I can't believe it's been almost two years since I have posted. Essentially, two years ago from January was when our attempt to start a family began. And here we are, 8 days from my due date and I feel like I have so much to share.
Like I said, we decided to try to have a baby around January 2014. I won't get into all the TMI details, but we were extremely unsuccessful. Months passed with negative after negative pregnancy test. Those months were hard on my soul. I couldn't stop dividing everyone I know into two categories: those that had children and those that did not. My Facebook feed became a platform for moms to showcase their beautiful children. My own page seemed empty in comparison; I showed off photos of my adorable puppy instead. He was my consolation prize. In fact, we got him right around the 9 months of trying point. Don't get me wrong, I loved him. But there was a hole in my heart in the shape of a baby footprint that no affectionate, smart, sweet puppy could fill.
After months of trying on our own, we sought help. We tried a few rounds of fertility medication. Those proved to be unsuccessful. We also tried one round of intrauterine insemination (IUI), which also was unsuccessful. Health conditions on my end began to reveal themselves - Celiac Disease, Thyroid Disorder. We began to get those under control. We interviewed a new fertility doctor and were excited to move forward with one more IUI before considering IVF when I got pregnant, mostly all on my own (We did something called a trigger shot to ensure ovulation) I couldn't believe it. All my months of trying and my wish had come true.

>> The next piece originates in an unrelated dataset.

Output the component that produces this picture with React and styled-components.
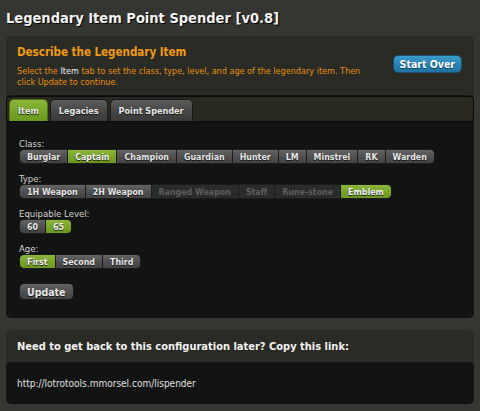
import React, { useState } from 'react';
import styled, { createGlobalStyle, css } from 'styled-components';

const FONT = `"DejaVu Sans Condensed", "DejaVu Sans", sans-serif`;

const GlobalStyle = createGlobalStyle`
  html, body {
    margin: 0;
    padding: 0;
    background: #353531;
  }
  body {
    font-family: ${FONT};
    color: #ddd;
  }
`;

const CLASSES = ['Burglar', 'Captain', 'Champion', 'Guardian', 'Hunter', 'LM', 'Minstrel', 'RK', 'Warden'];
const TYPES = [
  { name: '1H Weapon' },
  { name: '2H Weapon' },
  { name: 'Ranged Weapon', disabled: true },
  { name: 'Staff', disabled: true },
  { name: 'Rune-stone', disabled: true },
  { name: 'Emblem' },
];
const LEVELS = ['60', '65'];
const AGES = ['First', 'Second', 'Third'];

const App = () => {
  const [tab, setTab] = useState('item');
  const [cls, setCls] = useState('Captain');
  const [type, setType] = useState('Emblem');
  const [level, setLevel] = useState('65');
  const [age, setAge] = useState('First');

  return (
    <>
      <GlobalStyle />
      <Page>
        <Title>Legendary Item Point Spender [v0.8]</Title>

        <Panel>
          <PanelHead>
            <div>
              <Heading>Describe the Legendary Item</Heading>
              <Desc>
                Select the <em>Item</em> tab to set the class, type, level, and age of the legendary item. Then
                <br />
                click Update to continue.
              </Desc>
            </div>
            <StartOver>Start Over</StartOver>
          </PanelHead>

          <Tabs>
            <TabNav>
              <Tab $active={tab === 'item'} onClick={() => setTab('item')}>Item</Tab>
              <Tab $active={tab === 'legacies'} onClick={() => setTab('legacies')}>Legacies</Tab>
              <Tab $active={tab === 'spender'} onClick={() => setTab('spender')}>Point Spender</Tab>
            </TabNav>

            <TabPanel>
              <Field>
                <Label>Class:</Label>
                <Group>
                  {CLASSES.map((c) => (
                    <Seg key={c} $active={cls === c} onClick={() => setCls(c)}>{c}</Seg>
                  ))}
                </Group>
              </Field>

              <Field>
                <Label>Type:</Label>
                <Group>
                  {TYPES.map((t) => (
                    <Seg
                      key={t.name}
                      $active={type === t.name}
                      $disabled={t.disabled}
                      onClick={() => !t.disabled && setType(t.name)}
                    >
                      {t.name}
                    </Seg>
                  ))}
                </Group>
              </Field>

              <Field>
                <Label>Equipable Level:</Label>
                <Group>
                  {LEVELS.map((l) => (
                    <Seg key={l} $active={level === l} onClick={() => setLevel(l)}>{l}</Seg>
                  ))}
                </Group>
              </Field>

              <Field>
                <Label>Age:</Label>
                <Group>
                  {AGES.map((a) => (
                    <Seg key={a} $active={age === a} onClick={() => setAge(a)}>{a}</Seg>
                  ))}
                </Group>
              </Field>

              <UpdateButton>Update</UpdateButton>
            </TabPanel>
          </Tabs>
        </Panel>

        <Panel $gap>
          <LinkHead>Need to get back to this configuration later? Copy this link:</LinkHead>
          <LinkBox>http://lotrotools.mmorsel.com/lispender</LinkBox>
        </Panel>
      </Page>
    </>
  );
};

const Page = styled.div`
  padding: 8px 6px 0;
`;

const Title = styled.h1`
  margin: 0 0 8px;
  font-size: 14.5px;
  line-height: 20px;
  font-weight: bold;
  color: #f2f2f2;
  text-shadow: 1px 1px 1px #000;
`;

const Panel = styled.div`
  background: #2b2b25;
  border-radius: 5px;
  margin-top: ${(p) => (p.$gap ? '12px' : '0')};
`;

const PanelHead = styled.div`
  display: flex;
  justify-content: space-between;
  align-items: flex-start;
  padding: 9px 12px 7px 11px;
`;

const Heading = styled.h2`
  margin: 0 0 7px;
  font-size: 11.5px;
  line-height: 14px;
  font-weight: bold;
  color: #f09a12;
`;

const Desc = styled.p`
  margin: 0;
  font-size: 9px;
  line-height: 11px;
  color: #e48d10;

  em {
    font-style: normal;
    color: #eee;
  }
`;

const StartOver = styled.button`
  flex-shrink: 0;
  font-family: ${FONT};
  font-size: 10.5px;
  font-weight: bold;
  color: #fff;
  text-shadow: 0 1px 1px #0b3b55;
  height: 18px;
  padding: 0 6px;
  margin-top: 10px;
  border: 1px solid #16506e;
  border-radius: 5px;
  background: linear-gradient(#3b9bcb, #2882b3 55%, #2174a3);
  cursor: pointer;
`;

const Tabs = styled.div`
  background: #121313;
  border-radius: 5px;
  padding: 1px 0 0;
`;

const TabNav = styled.div`
  display: flex;
  gap: 2px;
  height: 22px;
  padding: 2px 2px 0;
  background: #2a2a21;
  border: 1px solid #0b0b0b;
  border-radius: 5px;
`;

const Tab = styled.button`
  font-family: ${FONT};
  font-size: 9px;
  font-weight: bold;
  color: #e8e8e8;
  text-shadow: 0 1px 1px #111;
  padding: 0 8px;
  height: 22px;
  border: 1px solid #1a1a1a;
  border-bottom: none;
  border-radius: 5px 5px 0 0;
  background: linear-gradient(#5c5c5c, #444 60%, #3a3a3a);
  cursor: pointer;

  ${(p) =>
    p.$active &&
    css`
      background: linear-gradient(#8bb83c, #76a326 60%, #6b981f);
      border-color: #4d7015;
    `}
`;

const TabPanel = styled.div`
  padding: 16px 13px 18px;
`;

const Field = styled.div`
  margin-bottom: 9px;
`;

const Label = styled.div`
  font-size: 9.5px;
  line-height: 11px;
  color: #d4d4d4;
`;

const Group = styled.div`
  display: flex;
`;

const Seg = styled.button`
  font-family: ${FONT};
  font-size: 8.8px;
  font-weight: bold;
  color: #e6e6e6;
  text-shadow: 0 1px 1px #111;
  height: 15px;
  padding: 0 7px;
  border: 1px solid #1c1c1c;
  border-left-width: 0;
  background: linear-gradient(#646464, #4c4c4c 60%, #444);
  cursor: pointer;

  &:first-child {
    border-left-width: 1px;
    border-radius: 5px 0 0 5px;
  }
  &:last-child {
    border-radius: 0 5px 5px 0;
  }

  ${(p) =>
    p.$active &&
    css`
      background: linear-gradient(#8bb83c, #76a326 60%, #6b981f);
      color: #f4f4f4;
    `}

  ${(p) =>
    p.$disabled &&
    css`
      background: #2a2b2b;
      color: #5c5d5d;
      text-shadow: none;
      cursor: default;
    `}
`;

const UpdateButton = styled.button`
  display: block;
  margin-top: 14px;
  font-family: ${FONT};
  font-size: 10.5px;
  font-weight: bold;
  color: #e8e8e8;
  text-shadow: 0 1px 1px #111;
  height: 17px;
  padding: 0 7px;
  border: 1px solid #1c1c1c;
  border-radius: 5px;
  background: linear-gradient(#646464, #4c4c4c 60%, #444);
  cursor: pointer;
`;

const LinkHead = styled.div`
  padding: 0 11px;
  height: 32px;
  display: flex;
  align-items: center;
  font-size: 11px;
  font-weight: bold;
  color: #f2f2f2;
`;

const LinkBox = styled.div`
  background: #121313;
  border-radius: 5px;
  height: 42px;
  padding: 0 11px;
  display: flex;
  align-items: center;
  font-size: 10px;
  color: #e0e0e0;
`;

export default App;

I remember squealing the news to Doug as I ran downstairs to show him. I had shown him many many false alarms previously, with lines so faint you had to close your eyes to imagine them to actually see them. But this one was pink. And it was real. And I sobbed. It was finally my turn.
The first month was nerves. All nerves. I was convinced something was going to happen to the baby. We did prenatal testing around the 10th week and were blessed with finding out the gender very early on. I even surprised Doug with the news.
We had an early scare where we rushed to the hospital because i was bleeding. I remember repeating over and over that I didn't want to go. I didn't want to lose my precious miracle. And she was a miracle because she was still alive, heart beating strong.
Months passed and my bump grew. It was amazing to see my body change. Here are some bump progression pics:
Even more exciting was being able to capture her change from inside of me. I went to far too many ultrasounds than the average girl. But I didn't care.
(I apologize for the way these are uploading - I can't seem to center all of them!)
So here we are. Today I am 8 days away from meeting my little girl. I am impatient. Uncomfortable. Ready!